Car rental, like other sectors of the travel and hospitality industries, has suffered during the pandemic, with little hope of an early recovery on the cards.
Historically, this sector has relied heavily on international tourists; government bookings; corporate trips; and rentals for ordinary citizens whose cars are being repaired. This is the view of gm of Travel Counsellors South Africa, Mladen Lukic.
Mladen says due to international travel restrictions, South Africa has not seen much of a return of international tourists. He adds that while the government sector has been permitted to travel throughout lockdown, budget constraints and fear of the virus have seen a cutback in bookings from the sector. Corporate domestic travel is also rebounding at a slower rate than domestic travel, due to restricted business operations and duty-of-care concerns. An increase in work-from-home positions has seen a reduction in car rentals when privately owned cars are being repaired. All these factors have impacted the car-rental industry substantially, Mladen points out.
Of the four major car-rental companies that were approached for comment, none responded.
Gm of the Southern African Vehicle Rental and Leasing Association (Savrala), Sandile Ntseoane, spoke to Travel News about the current state of the car-rental industry in the wake of the second wave of the pandemic.
Sandile says car rental has been one of the most severely impacted sectors, and after months on end, with little to no revenue, the sector is going to take some time to recover.
“Approximately 50% of our revenue relies on air travel. As such, start-up timelines and volumes of passengers flying on domestic and international flights are crucial to us. Our business was hardest hit by airlines experiencing a steep fall in traffic well ahead of the lockdown on March 27, as well as travel restrictions, which caused revenue to literally dry up overnight. While fixed costs in our business are incurred regardless of business volumes, our immediate reaction was to cut expenses, shrink operating costs, reduce frills and conserve cash wherever possible,” he told Travel News.
Savrala saw an overall 1% increase in growth over the course of 2019 but this dropped to -43% by the end of 2020. Vehicle utilisation also dropped from an average of 72,8% throughout 2019 to an average of 53,1% throughout 2020.
Sandile adds that international travel regulations have resulted in a 57% reduction in inbound car-rental bookings and corporate sector bookings were down by 35% for 2020. Domestic leisure rentals are also showing negative growth, but due to slow recovery in other sectors, domestic leisure remains the sector on which the industry is pinning its hopes at present.
“Our customer base has shrunk significantly this year and with so much ongoing uncertainty, it is difficult to make predictions for the future.
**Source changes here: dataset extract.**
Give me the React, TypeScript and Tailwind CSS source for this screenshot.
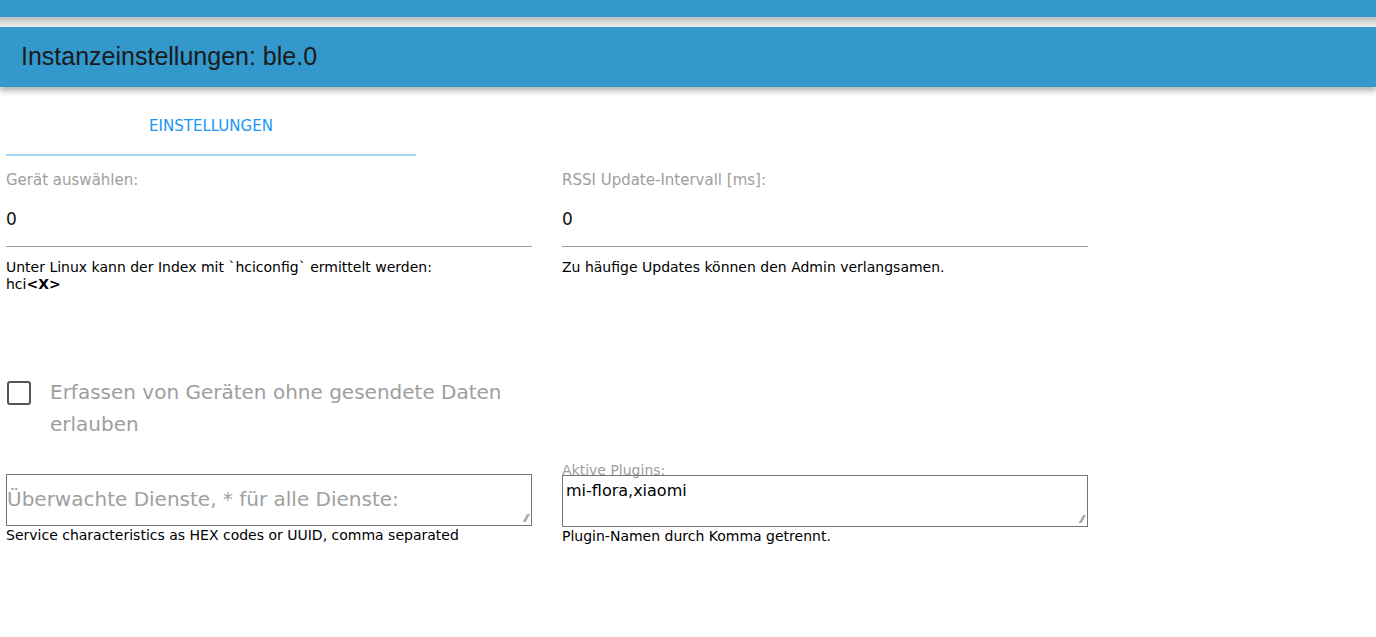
const App = () => {
  const font = { fontFamily: '"DejaVu Sans", "Open Sans", sans-serif' };
  return (
    <div className="min-h-screen bg-white" style={font}>
      <div className="h-[17px] bg-[#3399cc]" />
      <div className="h-[10px] bg-gradient-to-b from-[#bdbdbd] to-[#f5f5f5]" />
      <div className="h-[60px] bg-[#3399cc] flex items-center px-[21px] shadow-[0_4px_6px_rgba(0,0,0,0.3)]">
        <h1 className="text-[25px] text-[#1a1a1a]" style={{ fontFamily: '"Liberation Sans", Arial, sans-serif' }}>
          Instanzeinstellungen: ble.0
        </h1>
      </div>
      <div className="px-[6px]">
        <div className="w-[410px] h-[69px] flex items-center justify-center border-b-2 border-[#a6d6f5] text-[15px] text-[#2196f3] pt-3">
          EINSTELLUNGEN
        </div>
        <div className="grid grid-cols-[526px_526px] gap-x-[30px] mt-[14px]">
          <div>
            <div className="text-[15px] text-[#9e9e9e] leading-[20px]">Gerät auswählen:</div>
            <div className="h-[57px] border-b border-[#9e9e9e] flex items-center text-[17px] text-[#111] pt-1">0</div>
            <div className="text-[14px] text-black leading-[17px] mt-[12px]">
              Unter Linux kann der Index mit `hciconfig` ermittelt werden:<br />hci<b>&lt;X&gt;</b>
            </div>
          </div>
          <div>
            <div className="text-[15px] text-[#9e9e9e] leading-[20px]">RSSI Update-Intervall [ms]:</div>
            <div className="h-[57px] border-b border-[#9e9e9e] flex items-center text-[17px] text-[#111] pt-1">0</div>
            <div className="text-[14px] text-black leading-[17px] mt-[12px]">Zu häufige Updates können den Admin verlangsamen.</div>
          </div>
        </div>
        <div className="flex items-start gap-[19px] mt-[86px] ml-[1px]">
          <div className="w-[24px] h-[24px] border-2 border-[#555] rounded-[3px] mt-[2px]" />
          <div className="text-[20px] leading-[32px] text-[#9e9e9e] -mt-[3px]">
            Erfassen von Geräten ohne gesendete Daten<br />erlauben
          </div>
        </div>
        <div className="grid grid-cols-[526px_526px] gap-x-[30px] mt-[24px]">
          <div className="pt-[10px]">
            <div className="relative h-[52px] border border-[#767676] flex items-center text-[20px] text-[#a0a0a0] pb-[3px]">
              Überwachte Dienste, * für alle Dienste:
              <span className="absolute right-[3px] bottom-[1px] text-[10px] text-[#666] leading-none">⁄⁄</span>
            </div>
            <div className="text-[14px] text-black leading-[18px]">Service characteristics as HEX codes or UUID, comma separated</div>
          </div>
          <div>
            <div className="text-[14px] text-[#9e9e9e] leading-[10px] pt-[1px] -mb-px">Aktive Plugins:</div>
            <div className="relative h-[52px] border border-[#767676] text-[16px] text-black px-[3px] pt-[3px] mt-[1px]">
              mi-flora,xiaomi
              <span className="absolute right-[3px] bottom-[1px] text-[10px] text-[#666] leading-none">⁄⁄</span>
            </div>
            <div className="text-[14px] text-black leading-[18px]">Plugin-Namen durch Komma getrennt.</div>
          </div>
        </div>
      </div>
    </div>
  );
};

export default App;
We estimate that, at best, the industry will see around 30% of its 2019 volumes this year,” says Sandile. He says vaccination remains the industry’s only hope to turn the situation around.
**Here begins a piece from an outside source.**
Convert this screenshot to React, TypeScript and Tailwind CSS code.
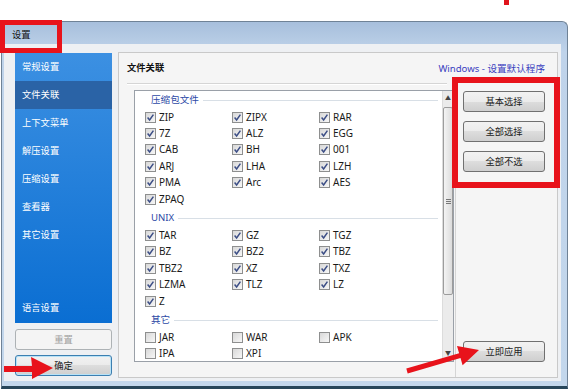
import React from "react";

const font = "font-['Noto_Sans','Noto_Sans_CJK_SC',sans-serif]";

const sections: { title: string; items: { name: string; on: boolean }[] }[] = [
	{
		title: "压缩包文件",
		items: ["ZIP", "ZIPX", "RAR", "7Z", "ALZ", "EGG", "CAB", "BH", "001", "ARJ", "LHA", "LZH", "PMA", "Arc", "AES", "ZPAQ"].map((n) => ({ name: n, on: true })),
	},
	{
		title: "UNIX",
		items: ["TAR", "GZ", "TGZ", "BZ", "BZ2", "TBZ", "TBZ2", "XZ", "TXZ", "LZMA", "TLZ", "LZ", "Z"].map((n) => ({ name: n, on: true })),
	},
	{
		title: "其它",
		items: ["JAR", "WAR", "APK", "IPA", "XPI"].map((n) => ({ name: n, on: false })),
	},
];

const menu = ["常规设置", "文件关联", "上下文菜单", "解压设置", "压缩设置", "查看器", "其它设置"];

function Check({ on }: { on: boolean }) {
	return (
		<span className="w-[11px] h-[11px] shrink-0 border border-[#8e8f8f] bg-[linear-gradient(135deg,#d8d8d8,#f7f7f7)] flex items-center justify-center">
			{on && (
				<svg width="9" height="9" viewBox="0 0 9 9">
					<path d="M1.6 4.6 L3.6 7 L7.4 1.6" fill="none" stroke="#3c4e86" strokeWidth="1.5" />
				</svg>
			)}
		</span>
	);
}

function WinButton({ label, variant }: { label: string; variant?: "default" | "disabled" }) {
	const border =
		variant === "default"
			? "border-[#3c7fb1] shadow-[inset_0_0_0_1px_#b7e2f7]"
			: variant === "disabled"
				? "border-[#adb2b5] bg-none"
				: "border-[#707070]";
	const bg =
		variant === "disabled"
			? "bg-[#f4f4f4] text-[#a0a0a0]"
			: "bg-[linear-gradient(#f2f2f2_0%,#ebebeb_50%,#dddddd_50%,#cfcfcf_100%)] text-[#1c1c1c]";
	return (
		<div className={`h-[21px] w-full rounded-[3px] border ${border} ${bg} flex items-center justify-center text-[9.3px]`}>
			{label}
		</div>
	);
}

export default function App() {
	return (
		<div className={`relative w-[570px] h-[389px] bg-white overflow-hidden ${font}`}>
			<div className="h-[21px]" />

			{/* window */}
			<div className="ml-[1px] w-[567px] h-[368px] flex flex-col border border-[#6f8296] border-b-[3px] border-b-[#27465a] rounded-tr-[6px] bg-[linear-gradient(#a7bfdc,#bfd3ea_30px,#c3d7ec)]">
				<div className="h-[22px] pl-[10px] pt-[3px] flex items-center text-[9.3px] text-[#111]">设置</div>

				<div className="h-[337px] ml-[2px] mr-[6px] bg-[#eef0f3] flex">
					{/* left column */}
					<div className="ml-[11px] w-[97px] pt-[9px] flex flex-col">
						<div className="h-[270px] bg-[linear-gradient(#3c90e2,#0a6ed2)] flex flex-col">
							{menu.map((m) => (
								<div
									key={m}
									className={`h-[28px] pl-[7px] flex items-center text-[9.3px] text-white ${m === "文件关联" ? "bg-[#2a63a6]" : ""}`}
								>
									{m}
								</div>
							))}
							<div className="mt-auto mb-[1px] h-[28px] pl-[7px] flex items-center text-[9.3px] text-white">语言设置</div>
						</div>
						<div className="mt-[6px]">
							<WinButton label="重置" variant="disabled" />
						</div>
						<div className="mt-[5px]">
							<WinButton label="确定" variant="default" />
						</div>
					</div>

					{/* main panel */}
					<div className="ml-[6px] mt-[8px] mb-[3px] w-[440px] border border-[#c9c9c9] bg-[#f5f5f5] flex flex-col">
						<div className="h-[30px] flex items-center justify-between pl-[8px] pr-[12px]">
							<span className="text-[9.3px] font-bold text-[#111]">文件关联</span>
							<span className="pt-[3px] text-[9.6px] text-[#3a3fc0]">Windows - 设置默认程序</span>
						</div>

						<div className="flex-1 flex">
							<div className="w-[336px] flex flex-col">
								<div className="mx-[8px] h-[2px] border-t border-[#d5d5d5] border-b border-b-white" />
								<div className="ml-[15px] mt-[5px] w-[320px] h-[272px] border border-[#9aa0a8] bg-white flex">
									<div className="flex-1 pl-[10px] pt-[0px]">
										{sections.map((s, i) => (
											<div key={s.title} className={i > 0 ? "mt-[2px]" : ""}>
												<div className="h-[18px] flex items-center pl-[6px]">
													<span className="text-[9.6px] text-[#2d4aa6]">{s.title}</span>
													<span className="flex-1 ml-[4px] mr-[4px] h-px bg-[#d8dfe6]" />
												</div>
												<div className="grid grid-cols-[87px_87px_87px] auto-rows-[16.4px]">
													{s.items.map((it) => (
														<div key={it.name} className="flex items-center gap-[3px]">
															<Check on={it.on} />
															<span className="text-[10px] text-[#1a1a1a]">{it.name}</span>
														</div>
													))}
												</div>
											</div>
										))}
									</div>
									{/* scrollbar */}
									<div className="w-[11px] bg-[#ebebeb] border-l border-[#dcdcdc] flex flex-col items-center">
										<div className="h-[15px] flex items-center justify-center text-[6px] text-[#444]">▲</div>
										<div className="mt-[1px] w-[10px] h-[188px] rounded-[2px] border border-[#9c9c9c] bg-[linear-gradient(90deg,#f3f3f3,#dcdcdc)] flex flex-col items-center justify-center gap-[1px]">
											<span className="w-[5px] h-px bg-[#777]" />
											<span className="w-[5px] h-px bg-[#777]" />
											<span className="w-[5px] h-px bg-[#777]" />
										</div>
										<div className="mt-auto h-[15px] flex items-center justify-center text-[6px] text-[#444]">▼</div>
									</div>
								</div>
							</div>

							<div className="flex-1 border-l border-[#d5d5d5] pl-[7px] pr-[12px] pt-[8px] pb-[15px] flex flex-col">
								<div className="flex flex-col gap-[9px]">
									<WinButton label="基本选择" />
									<WinButton label="全部选择" />
									<WinButton label="全部不选" />
								</div>
								<div className="mt-auto">
									<WinButton label="立即应用" />
								</div>
							</div>
						</div>
					</div>
				</div>
			</div>

			{/* annotations */}
			<div className="absolute left-[504px] top-0 w-[5px] h-[5px] bg-[#e0141c]" />
			<div className="absolute left-0 top-[20px] w-[62px] h-[33px] border-[5px] border-[#e8131b]" />
			<div className="absolute left-[452px] top-[77px] w-[108px] h-[111px] border-[6px] border-[#e8131b]" />
			<svg className="absolute left-0 top-0" width="570" height="389" viewBox="0 0 570 389">
				<polygon points="4,366 32,366 31,357 53,368 32,379 32,372 4,372" fill="#e8131b" />
				<polygon points="406.3,368.6 459.1,353.2 457,346 479,350 462.6,365.2 460.5,358 407.7,373.4" fill="#e8131b" />
			</svg>
		</div>
	);
}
Md of EZ Shuttle, Guyck van Heerden, agrees that the demand for both car rental and shuttle services is very bleak. “International inbound travel will probably remain very depressed for the rest of the year, together with domestic corporate travel. However, we have seen a sharp rise in domestic leisure travel to around 60% of pre-COVID levels.
“It is so difficult to predict demand in the coming months. Will there be a third wave, even a fourth, and how long is government going to take to get 67% of the population vaccinated? All of these factors will have a material impact on our sector’s operations and, as such, we need to tread very cautiously this year. A continued focus on running lean and mean and being reactive for now – that is our strategy,” adds Guyck.
Sandile says the car-hire industry desperately requires support, but has seen none from government, aside from TERS.
Guyck voiced the same need, saying: “We are very grateful for TERS, which has supported our staff substantially. That being said, we’ve had no further support from government and don’t expect that to change. Outside of TERS, it seems it’s each man for himself.”
It was revealed in a February Parliamentary Committee meeting on Tourism that the fortunes of the car-rental industry have major impact on other industries. Rental companies have traditionally bought 12,5% of locally manufactured vehicles for car rentals.